Accordingly, Dr. Wenhao Guo began this investigation by employing a nickel-catalyzed reductive cross-coupling. He selected aryl chloride as a coupling partner for its cheapness and ready availability to expand the utility of ClCF2H in organic synthesis. Although important progresses of the nickel-catalyzed cross-electrophile couplings have been made by Prof. Daniel Weix and Prof. Hegui Gong, the adoption of same strategy in the synthesis of fluoroalkylated compounds has never been reported due to the difficulties in selectively controlling the catalytic cycle to suppress the side reactions, such as hydrodehalogenation and dimerization of fluoroalkyl halides. Nevertheless, after a systematic reaction conditions screening, the desired product difluoromethylated arene was indeed generated by this new process. The ligand 4,4-diNH2-Bpy and the additive MgCl2 played a critical role in promotion of the reaction. However, only 30% or so yield of difluoromethylated product was obtained. Inspired by our previous work on nickel-catalyzed fluoroalkylations of arylboronic acids with DMAP as a co-ligand, he adjusted his strategy and found that DMAP could also benefit the current reaction and provide the difluoromethylated arene up to 76% yield.  Meanwhile, the aryl iodide and aryl bromide were also proved to be applicable in the reaction. Unfortunately, we suffered from the poor repeatability and limited substrate scope of these reaction conditions. Then Mr. Chang Xu, Miss Xu He and Xueying Zhang carried out comprehensive work to examine the substrate scope but all failed.

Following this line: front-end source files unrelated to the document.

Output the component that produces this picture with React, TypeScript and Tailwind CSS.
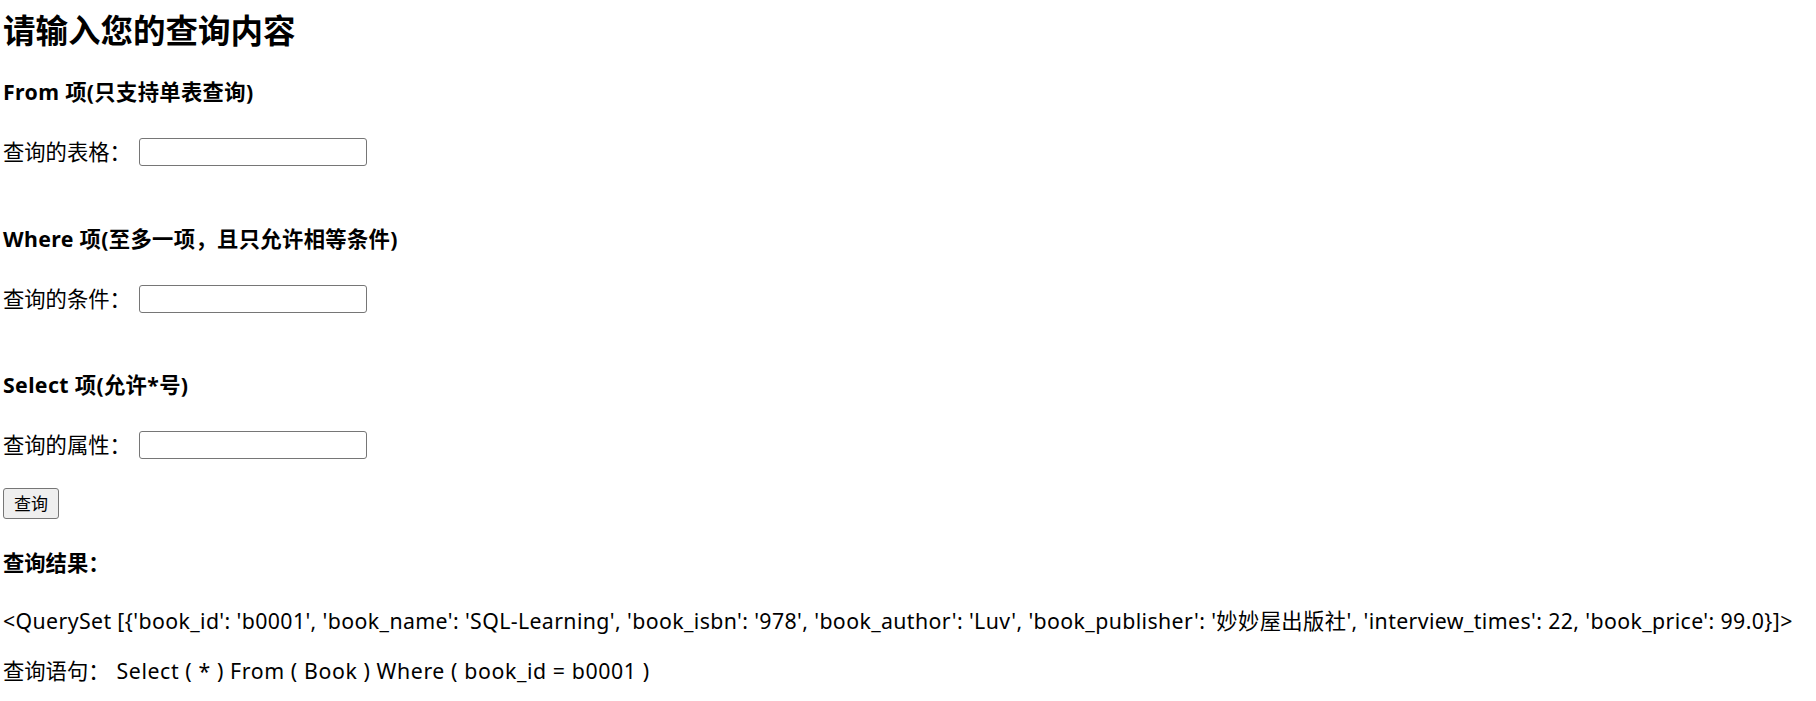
import React from "react";

const font = "font-['Noto_Sans','Noto_Sans_CJK_SC',sans-serif]";

const Field: React.FC<{ label: string }> = ({ label }) => (
  <div className="flex items-center h-[30px]">
    <span className="text-[21.3px] leading-[30px]">{label}</span>
    <input
      type="text"
      className="ml-[8px] w-[228px] h-[28px] border border-[#767676] rounded-[3px] bg-white outline-none"
    />
  </div>
);

export default function App() {
  return (
    <div className={`${font} text-black bg-white min-h-[701px] pl-[3px] pt-[16px] flex flex-col items-start`}>
      <h2 className="h-[30px] leading-[30px] text-[32.5px] font-bold">请输入您的查询内容</h2>

      <h4 className="mt-[31px] h-[30px] leading-[30px] text-[21.3px] font-bold tracking-[0.35px]">From 项(只支持单表查询)</h4>
      <div className="mt-[30px]">
        <Field label="查询的表格：" />
      </div>

      <h4 className="mt-[57px] h-[30px] leading-[30px] text-[21.3px] font-bold tracking-[0.35px]">Where 项(至多一项，且只允许相等条件)</h4>
      <div className="mt-[30px]">
        <Field label="查询的条件：" />
      </div>

      <h4 className="mt-[56px] h-[30px] leading-[30px] text-[21.3px] font-bold tracking-[0.35px]">Select 项(允许*号)</h4>
      <div className="mt-[30px]">
        <Field label="查询的属性：" />
      </div>

      <button className="mt-[28px] w-[56px] h-[31px] bg-[#efefef] border border-[#767676] rounded-[3px] text-[17px] leading-none">
        查询
      </button>

      <h4 className="mt-[29px] h-[30px] leading-[30px] text-[21.3px] font-bold">查询结果：</h4>

      <p className="mt-[28px] h-[30px] leading-[30px] text-[21.3px] whitespace-nowrap tracking-[0.38px]">
        &lt;QuerySet [{"{"}'book_id': 'b0001', 'book_name': 'SQL-Learning', 'book_isbn': '978', 'book_author': 'Luv', 'book_publisher': '妙妙屋出版社', 'interview_times': 22, 'book_price': 99.0{"}"}]&gt;
      </p>

      <p className="mt-[20px] h-[30px] leading-[30px] text-[21.3px] whitespace-pre">
        <span>查询语句：</span>
        <span className="pl-[7px] tracking-[0.6px]">Select ( * ) From ( Book ) Where ( book_id = b0001 )</span>
      </p>
    </div>
  );
}
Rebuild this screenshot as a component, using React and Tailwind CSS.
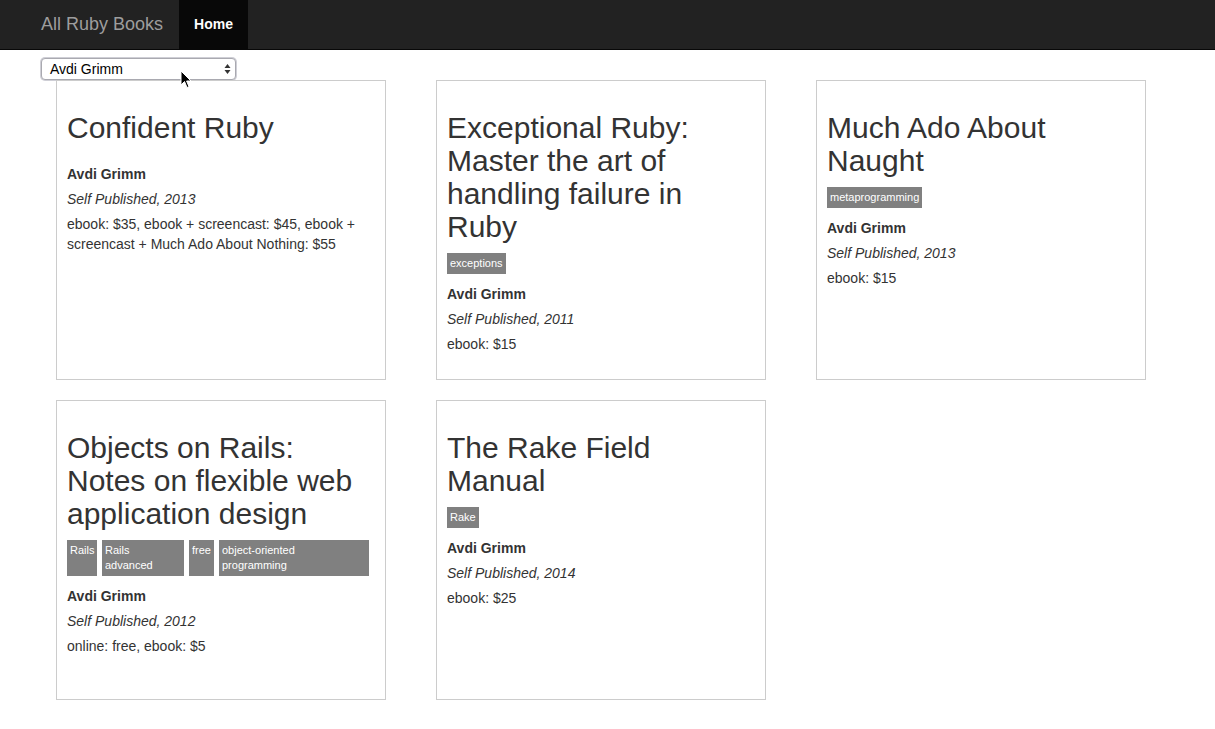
import React from "react";

const books = [
  {
    title: "Confident Ruby",
    tags: [],
    year: 2013,
    price: "ebook: $35, ebook + screencast: $45, ebook + screencast + Much Ado About Nothing: $55",
  },
  {
    title: "Exceptional Ruby: Master the art of handling failure in Ruby",
    tags: [{ name: "exceptions" }],
    year: 2011,
    price: "ebook: $15",
  },
  {
    title: "Much Ado About Naught",
    tags: [{ name: "metaprogramming" }],
    year: 2013,
    price: "ebook: $15",
  },
  {
    title: "Objects on Rails: Notes on flexible web application design",
    tags: [
      { name: "Rails", w: "w-[30px]" },
      { name: "Rails\nadvanced", w: "w-[82px]" },
      { name: "free", w: "w-[25px]" },
      { name: "object-oriented\nprogramming", w: "w-[150px]" },
    ],
    year: 2012,
    price: "online: free, ebook: $5",
  },
  {
    title: "The Rake Field Manual",
    tags: [{ name: "Rake" }],
    year: 2014,
    price: "ebook: $25",
  },
];

function BookCard({ book }) {
  return (
    <div className="h-[300px] border border-[#cccccc] px-[10px] pt-[30px] flex flex-col">
      <h2 className="text-[30px] leading-[33px] text-[#333333] mb-[10px]">{book.title}</h2>
      <div className="flex gap-[5px] mb-[10px]">
        {book.tags.map((t) => (
          <span
            key={t.name}
            className={`${t.w || ""} shrink-0 whitespace-pre-line bg-[#808080] text-white text-[11px] leading-[15px] p-[3px]`}
          >
            {t.name}
          </span>
        ))}
      </div>
      <div className="text-[14px] leading-[20px] text-[#333333]">
        <p className="font-bold mb-[5px]">Avdi Grimm</p>
        <p className="italic mb-[5px]">Self Published, {book.year}</p>
        <p>{book.price}</p>
      </div>
    </div>
  );
}

export default function App() {
  return (
    <div className="min-h-screen bg-white" style={{ fontFamily: '"Liberation Sans", Arial, sans-serif' }}>
      {/* Navbar */}
      <div className="h-[50px] bg-[#222222] border-b border-[#080808] flex items-stretch pl-[41px]">
        <div className="text-[18px] text-[#9d9d9d] flex items-center pr-[16px]">All Ruby Books</div>
        <div className="bg-[#080808] text-white text-[14px] font-bold flex items-center px-[15px]">Home</div>
      </div>

      <div className="pl-[41px] pt-[8px] relative">
        {/* Author select */}
        <div className="w-[195px] h-[22px] rounded-[4px] border border-[#a9a9b0] shadow-[0_0_0_1px_#cfcfd6] bg-white flex items-center justify-between pl-[8px] pr-[4px] text-[14px] text-black">
          <span>Avdi Grimm</span>
          <svg width="7" height="12" viewBox="0 0 7 12">
            <path d="M3.5 1 L6.5 5 L0.5 5 Z" fill="#333" />
            <path d="M3.5 11 L6.5 7 L0.5 7 Z" fill="#333" />
          </svg>
        </div>

        {/* Mouse cursor */}
        <svg className="absolute left-[180px] top-[20px] z-10" width="12" height="19" viewBox="0 0 12 19">
          <path d="M1 1 L1 15 L4.5 11.5 L7 17.5 L9 16.7 L6.6 11 L11 11 Z" fill="#000" stroke="#fff" strokeWidth="1" />
        </svg>

        {/* Books grid */}
        <div className="ml-[15px] grid grid-cols-[330px_330px_330px] gap-x-[50px] gap-y-[20px]">
          {books.map((b) => (
            <BookCard key={b.title} book={b} />
          ))}
        </div>
      </div>
    </div>
  );
}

We got stuck and fell into the ‘dark days’. Endless control and screening experiments were conducted to identify the critical factors for the reaction efficiency and repeatability. During this hard time, Dr. Guo received his Ph.D and left our group with regret. But we still believe that there is always light in the dark. On the way of our difficult progress, Mr. Chang Xu finally found that the ratio between nickel and ligand is crucial to the reaction, in which the use of excessive NiCl2 vs 4,4-diNH2-Bpy could provide the difluoromethylated arene with good yield and repeatability. These uncommon optimal reaction conditions enable difluoromethylation of a wide range of aryl chlorides including many commercially available pharmaceuticals with high efficiency and excellent functional group tolerance. Encouraged by these results, Mr. Xu also conducted five 10-g scale reactions to demonstrate the scalability and practicability of the reaction. He found that even decreasing the loading amount of ClCF2H to 2.0 equiv could still provide the desired product without loss of the reaction efficiency. These exciting results make us believe that the current nickel-catalyzed process will have widespread applications in medicinal chemistry and materials science. 

Moreover, Mr. Xu conducted many experiments to gain some mechanistic insights into the reaction. After several months’ efforts, he got the X-ray crystal structure of a difluoromethyl nickel complex Cl, which is the key intermediate for the following mechanistic studies. In sharp contrast to the previous difluorocarbene pathway, a novel difluoromethyl radical is involved in the current nickel-catalyzed process, which paves a new way for application of ClCF2H in organic synthesis.

It is real exciting for all of us to achieve such a success in chemistry with strong will, hard work and good collaborations. Where there is a will, there is a way. We believe this is just the starting point of our group for a more challenging journey toward the exploration of infinite possibilities of Chemistry.